After that experience, I pretty much left the church. The sad thing is, i was so put off by that whole experience, that when my husband and I got engaged, I refused to attend any sort of marriage preparation class. We would really have benefitted, I think, and avoided many difficulties in our early years of marriage.

aephi alum 07-15-2010 09:26 PM

Quote:

Originally Posted by Psi U MC Vito (Post 1955263)
It's funny I saw that you posted in here and my first reaction was "I thought she was Jewish" lol.

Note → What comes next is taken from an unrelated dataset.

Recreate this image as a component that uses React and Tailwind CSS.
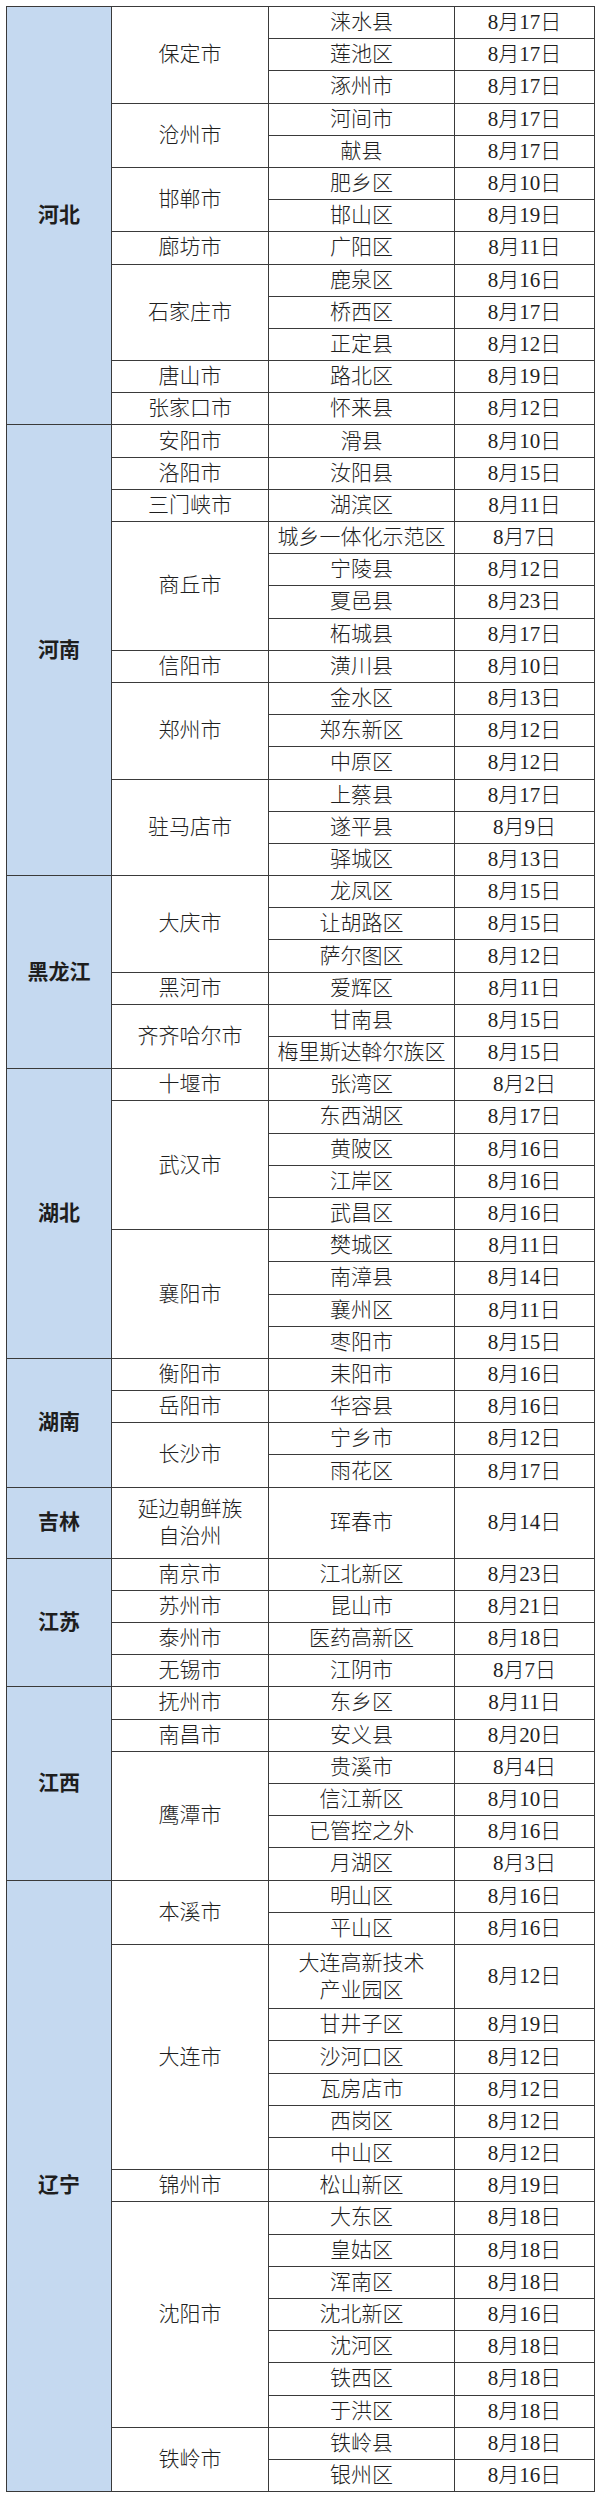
import React from "react"

const data = [
  {
    p: "河北",
    cities: [
      ["保定市", [["涞水县", "8月17日"], ["莲池区", "8月17日"], ["涿州市", "8月17日"]]],
      ["沧州市", [["河间市", "8月17日"], ["献县", "8月17日"]]],
      ["邯郸市", [["肥乡区", "8月10日"], ["邯山区", "8月19日"]]],
      ["廊坊市", [["广阳区", "8月11日"]]],
      ["石家庄市", [["鹿泉区", "8月16日"], ["桥西区", "8月17日"], ["正定县", "8月12日"]]],
      ["唐山市", [["路北区", "8月19日"]]],
      ["张家口市", [["怀来县", "8月12日"]]],
    ],
  },
  {
    p: "河南",
    cities: [
      ["安阳市", [["滑县", "8月10日"]]],
      ["洛阳市", [["汝阳县", "8月15日"]]],
      ["三门峡市", [["湖滨区", "8月11日"]]],
      ["商丘市", [["城乡一体化示范区", "8月7日"], ["宁陵县", "8月12日"], ["夏邑县", "8月23日"], ["柘城县", "8月17日"]]],
      ["信阳市", [["潢川县", "8月10日"]]],
      ["郑州市", [["金水区", "8月13日"], ["郑东新区", "8月12日"], ["中原区", "8月12日"]]],
      ["驻马店市", [["上蔡县", "8月17日"], ["遂平县", "8月9日"], ["驿城区", "8月13日"]]],
    ],
  },
  {
    p: "黑龙江",
    cities: [
      ["大庆市", [["龙凤区", "8月15日"], ["让胡路区", "8月15日"], ["萨尔图区", "8月12日"]]],
      ["黑河市", [["爱辉区", "8月11日"]]],
      ["齐齐哈尔市", [["甘南县", "8月15日"], ["梅里斯达斡尔族区", "8月15日"]]],
    ],
  },
  {
    p: "湖北",
    cities: [
      ["十堰市", [["张湾区", "8月2日"]]],
      ["武汉市", [["东西湖区", "8月17日"], ["黄陂区", "8月16日"], ["江岸区", "8月16日"], ["武昌区", "8月16日"]]],
      ["襄阳市", [["樊城区", "8月11日"], ["南漳县", "8月14日"], ["襄州区", "8月11日"], ["枣阳市", "8月15日"]]],
    ],
  },
  {
    p: "湖南",
    cities: [
      ["衡阳市", [["耒阳市", "8月16日"]]],
      ["岳阳市", [["华容县", "8月16日"]]],
      ["长沙市", [["宁乡市", "8月12日"], ["雨花区", "8月17日"]]],
    ],
  },
  {
    p: "吉林",
    cities: [["延边朝鲜族\n自治州", [["珲春市", "8月14日", "tall"]]]],
  },
  {
    p: "江苏",
    cities: [
      ["南京市", [["江北新区", "8月23日"]]],
      ["苏州市", [["昆山市", "8月21日"]]],
      ["泰州市", [["医药高新区", "8月18日"]]],
      ["无锡市", [["江阴市", "8月7日"]]],
    ],
  },
  {
    p: "江西",
    cities: [
      ["抚州市", [["东乡区", "8月11日"]]],
      ["南昌市", [["安义县", "8月20日"]]],
      ["鹰潭市", [["贵溪市", "8月4日"], ["信江新区", "8月10日"], ["已管控之外", "8月16日"], ["月湖区", "8月3日"]]],
    ],
  },
  {
    p: "辽宁",
    cities: [
      ["本溪市", [["明山区", "8月16日"], ["平山区", "8月16日"]]],
      ["大连市", [["大连高新技术\n产业园区", "8月12日", "double"], ["甘井子区", "8月19日"], ["沙河口区", "8月12日"], ["瓦房店市", "8月12日"], ["西岗区", "8月12日"], ["中山区", "8月12日"]]],
      ["锦州市", [["松山新区", "8月19日"]]],
      ["沈阳市", [["大东区", "8月18日"], ["皇姑区", "8月18日"], ["浑南区", "8月18日"], ["沈北新区", "8月16日"], ["沈河区", "8月18日"], ["铁西区", "8月18日"], ["于洪区", "8月18日"]]],
      ["铁岭市", [["铁岭县", "8月18日"], ["银州区", "8月16日"]]],
    ],
  },
]

const cell = "border border-[#3a3a3a] p-0 text-center align-middle whitespace-pre-line leading-[27px]"

function rowHeight(kind) {
  if (kind === "tall") return "h-[71px]"
  if (kind === "double") return "h-[64.4px]"
  return "h-[32.2px]"
}

export default function App() {
  const rows = []

  data.forEach((prov) => {
    const provSpan = prov.cities.reduce((n, c) => n + c[1].length, 0)
    prov.cities.forEach(([city, districts], ci) => {
      districts.forEach(([district, date, kind], di) => {
        rows.push(
          <tr key={prov.p + city + district} className={rowHeight(kind)}>
            {ci === 0 && di === 0 && (
              <td rowSpan={provSpan} className={`${cell} bg-[#c5d9f0] font-bold`}>
                {prov.p}
              </td>
            )}
            {di === 0 && (
              <td rowSpan={districts.length} className={cell}>
                {city}
              </td>
            )}
            <td className={cell}>{district}</td>
            <td className={cell}>{date}</td>
          </tr>
        )
      })
    })
  })

  return (
    <div className="min-h-[2500px] bg-white pt-[6px] pl-[6px]">
      <table className="w-[588px] table-fixed border-collapse font-['Liberation_Serif','Noto_Sans_CJK_SC',serif] text-[21px] font-light text-[#1e1e1e]">
        <colgroup>
          <col className="w-[105px]" />
          <col className="w-[157px]" />
          <col className="w-[186px]" />
          <col className="w-[140px]" />
        </colgroup>
        <tbody>{rows}</tbody>
      </table>
    </div>
  )
}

I am. ;) My understanding is that it's required for Catholic couples who want to get married, but you don't have to be Catholic to do it.

Quote:

Originally Posted by oncegreek (Post 1955314)
Anyway, we had to learn about the various types of NFP, and we were supposed to do the whole charting thing, and turn in our results.... I refused, and instead wrote a paper about all of the different types of birth control. Needless to say, I got a "D" in the class!

You had to turn in your results? Intrusive much?? What did the boys have to do (or was it an all-girls' school, or was the class only required for girls)?

NFP has such a high failure rate that I do not consider it a valid method of birth control. At best, it slightly alters your chances of pregnancy in any given month.

Drolefille 07-15-2010 10:43 PM

Some sort of premarriage prep is required for Catholics, whether a one day Pre-Cana, a six week Pre Cana or the Encounter sort (I remember my parents going to Marriage Encounter which is the post-marriage bit.)

oncegreek 07-15-2010 11:23 PM

This was an all-girls school, in the very early nineteen eighties. Yes, the whole thing felt very intrusive to me. I do not think that the school requires this any longer. I recently received a fundraising phone call from my alma mater....I politely informed them that my money, ( and my children!) now go to the Episcopal church.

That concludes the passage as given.